Requirements> Without the pictures, extract every line from the start of the material to the line containing "Menu, ChevronLeft, ChevronRight", both ends included.

Source excerpt>
-*-
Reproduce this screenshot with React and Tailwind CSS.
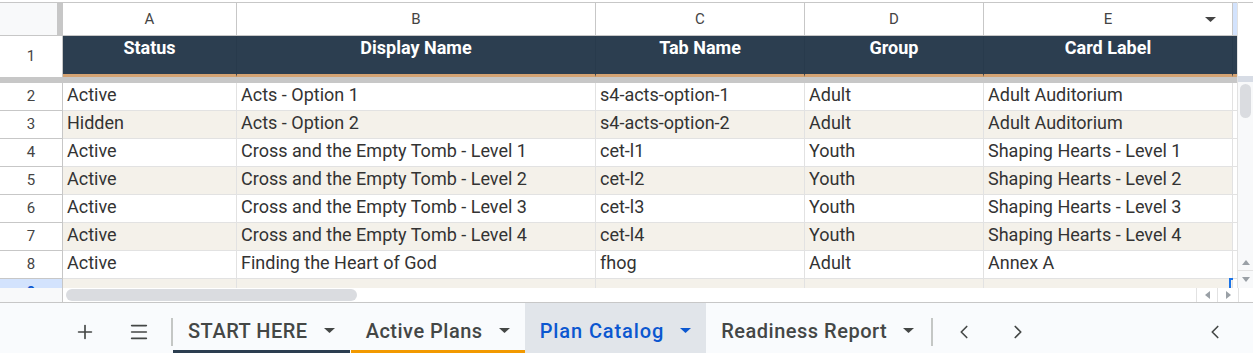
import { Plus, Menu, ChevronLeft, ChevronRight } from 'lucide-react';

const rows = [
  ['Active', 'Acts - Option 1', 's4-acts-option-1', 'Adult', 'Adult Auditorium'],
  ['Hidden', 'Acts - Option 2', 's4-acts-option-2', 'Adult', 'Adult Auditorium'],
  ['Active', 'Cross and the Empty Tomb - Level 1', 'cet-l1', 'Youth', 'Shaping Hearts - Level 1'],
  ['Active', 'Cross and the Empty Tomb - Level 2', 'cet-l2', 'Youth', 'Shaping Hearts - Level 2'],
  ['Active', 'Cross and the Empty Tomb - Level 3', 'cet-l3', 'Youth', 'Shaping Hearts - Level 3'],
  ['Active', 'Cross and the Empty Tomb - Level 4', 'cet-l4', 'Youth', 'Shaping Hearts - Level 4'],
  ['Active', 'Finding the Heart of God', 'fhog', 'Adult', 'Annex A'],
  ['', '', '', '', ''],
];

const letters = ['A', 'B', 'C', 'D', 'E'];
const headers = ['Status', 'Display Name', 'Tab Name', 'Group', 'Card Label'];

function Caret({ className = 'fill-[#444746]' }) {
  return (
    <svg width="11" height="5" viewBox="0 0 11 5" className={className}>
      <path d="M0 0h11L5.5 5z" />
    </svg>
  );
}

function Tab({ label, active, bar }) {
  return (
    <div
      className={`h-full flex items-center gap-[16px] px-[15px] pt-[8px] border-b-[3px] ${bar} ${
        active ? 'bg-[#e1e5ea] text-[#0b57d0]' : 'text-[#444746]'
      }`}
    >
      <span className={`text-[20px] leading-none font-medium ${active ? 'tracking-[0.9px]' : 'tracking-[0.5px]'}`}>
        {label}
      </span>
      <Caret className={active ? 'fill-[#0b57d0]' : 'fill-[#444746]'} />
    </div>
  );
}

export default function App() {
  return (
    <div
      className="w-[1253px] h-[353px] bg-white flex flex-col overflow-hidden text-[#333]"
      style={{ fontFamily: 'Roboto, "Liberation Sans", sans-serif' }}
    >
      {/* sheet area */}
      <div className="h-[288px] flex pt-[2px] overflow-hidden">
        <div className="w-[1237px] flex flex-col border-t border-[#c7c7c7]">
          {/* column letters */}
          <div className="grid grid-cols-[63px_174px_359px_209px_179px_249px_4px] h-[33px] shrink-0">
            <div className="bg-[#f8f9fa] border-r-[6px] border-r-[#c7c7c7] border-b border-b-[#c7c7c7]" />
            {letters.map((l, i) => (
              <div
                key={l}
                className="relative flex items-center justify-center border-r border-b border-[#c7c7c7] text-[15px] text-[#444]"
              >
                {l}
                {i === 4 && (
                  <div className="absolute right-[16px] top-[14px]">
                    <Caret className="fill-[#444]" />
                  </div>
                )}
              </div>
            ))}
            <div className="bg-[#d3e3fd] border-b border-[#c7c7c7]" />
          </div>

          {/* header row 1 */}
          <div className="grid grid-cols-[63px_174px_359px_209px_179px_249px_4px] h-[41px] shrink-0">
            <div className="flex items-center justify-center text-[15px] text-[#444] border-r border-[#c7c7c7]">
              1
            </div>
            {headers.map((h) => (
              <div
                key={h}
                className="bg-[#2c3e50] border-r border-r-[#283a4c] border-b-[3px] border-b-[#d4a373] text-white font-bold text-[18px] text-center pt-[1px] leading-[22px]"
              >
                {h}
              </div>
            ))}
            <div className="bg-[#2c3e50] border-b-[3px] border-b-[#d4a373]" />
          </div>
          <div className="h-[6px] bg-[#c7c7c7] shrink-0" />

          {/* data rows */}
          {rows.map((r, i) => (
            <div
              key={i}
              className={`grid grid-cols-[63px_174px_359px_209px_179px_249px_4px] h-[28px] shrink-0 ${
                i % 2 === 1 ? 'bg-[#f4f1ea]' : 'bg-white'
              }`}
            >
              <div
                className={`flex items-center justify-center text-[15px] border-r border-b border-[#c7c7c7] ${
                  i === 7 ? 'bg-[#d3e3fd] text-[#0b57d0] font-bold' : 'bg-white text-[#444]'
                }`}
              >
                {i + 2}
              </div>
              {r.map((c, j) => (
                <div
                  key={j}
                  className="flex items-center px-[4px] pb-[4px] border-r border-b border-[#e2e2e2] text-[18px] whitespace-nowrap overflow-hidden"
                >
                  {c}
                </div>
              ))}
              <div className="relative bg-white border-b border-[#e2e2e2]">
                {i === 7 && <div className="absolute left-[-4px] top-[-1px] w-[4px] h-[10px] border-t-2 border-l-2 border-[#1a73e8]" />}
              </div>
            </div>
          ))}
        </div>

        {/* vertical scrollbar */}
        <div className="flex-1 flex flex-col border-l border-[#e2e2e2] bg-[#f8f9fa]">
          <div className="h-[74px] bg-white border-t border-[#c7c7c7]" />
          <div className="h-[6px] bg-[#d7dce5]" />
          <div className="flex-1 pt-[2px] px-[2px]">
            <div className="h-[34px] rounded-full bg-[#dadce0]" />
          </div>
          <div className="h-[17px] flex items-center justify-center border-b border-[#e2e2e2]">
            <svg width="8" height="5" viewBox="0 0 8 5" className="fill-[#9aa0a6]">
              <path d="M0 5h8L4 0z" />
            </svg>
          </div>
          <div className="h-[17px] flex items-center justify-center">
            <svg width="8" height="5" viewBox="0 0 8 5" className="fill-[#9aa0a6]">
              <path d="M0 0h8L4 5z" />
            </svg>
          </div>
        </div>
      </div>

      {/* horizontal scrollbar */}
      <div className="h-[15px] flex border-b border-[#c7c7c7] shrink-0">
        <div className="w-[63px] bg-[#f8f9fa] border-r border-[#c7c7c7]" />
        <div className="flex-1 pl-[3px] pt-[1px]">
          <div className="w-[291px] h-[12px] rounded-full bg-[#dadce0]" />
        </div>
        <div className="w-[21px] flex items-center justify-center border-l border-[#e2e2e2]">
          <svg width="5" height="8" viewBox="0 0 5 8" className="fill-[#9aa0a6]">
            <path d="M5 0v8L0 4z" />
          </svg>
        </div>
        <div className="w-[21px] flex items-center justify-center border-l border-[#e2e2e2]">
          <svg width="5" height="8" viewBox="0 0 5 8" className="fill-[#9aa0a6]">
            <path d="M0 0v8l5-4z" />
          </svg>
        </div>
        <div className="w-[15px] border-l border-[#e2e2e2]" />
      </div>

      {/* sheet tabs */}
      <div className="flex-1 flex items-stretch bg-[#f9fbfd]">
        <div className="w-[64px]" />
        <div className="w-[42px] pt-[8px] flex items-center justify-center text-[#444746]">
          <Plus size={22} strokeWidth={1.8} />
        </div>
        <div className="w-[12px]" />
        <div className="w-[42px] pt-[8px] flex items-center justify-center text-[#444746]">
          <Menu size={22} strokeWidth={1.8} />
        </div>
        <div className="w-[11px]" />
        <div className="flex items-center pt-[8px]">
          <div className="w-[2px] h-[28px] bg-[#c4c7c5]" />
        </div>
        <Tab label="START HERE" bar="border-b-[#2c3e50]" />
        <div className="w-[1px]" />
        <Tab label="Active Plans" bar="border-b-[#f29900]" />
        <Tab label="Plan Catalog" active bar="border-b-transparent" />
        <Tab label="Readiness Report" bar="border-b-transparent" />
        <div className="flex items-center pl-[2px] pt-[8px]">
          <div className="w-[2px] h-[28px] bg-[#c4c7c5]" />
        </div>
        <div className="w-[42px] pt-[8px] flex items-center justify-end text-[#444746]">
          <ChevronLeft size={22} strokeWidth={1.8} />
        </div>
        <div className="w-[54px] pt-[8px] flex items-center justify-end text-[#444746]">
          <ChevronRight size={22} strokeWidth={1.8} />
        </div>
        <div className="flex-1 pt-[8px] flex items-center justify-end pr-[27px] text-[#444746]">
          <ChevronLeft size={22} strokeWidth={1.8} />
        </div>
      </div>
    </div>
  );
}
-*-
Answer to this exercise>
Reproduce this screenshot with React and Tailwind CSS.
import { Plus, Menu, ChevronLeft, ChevronRight } from 'lucide-react';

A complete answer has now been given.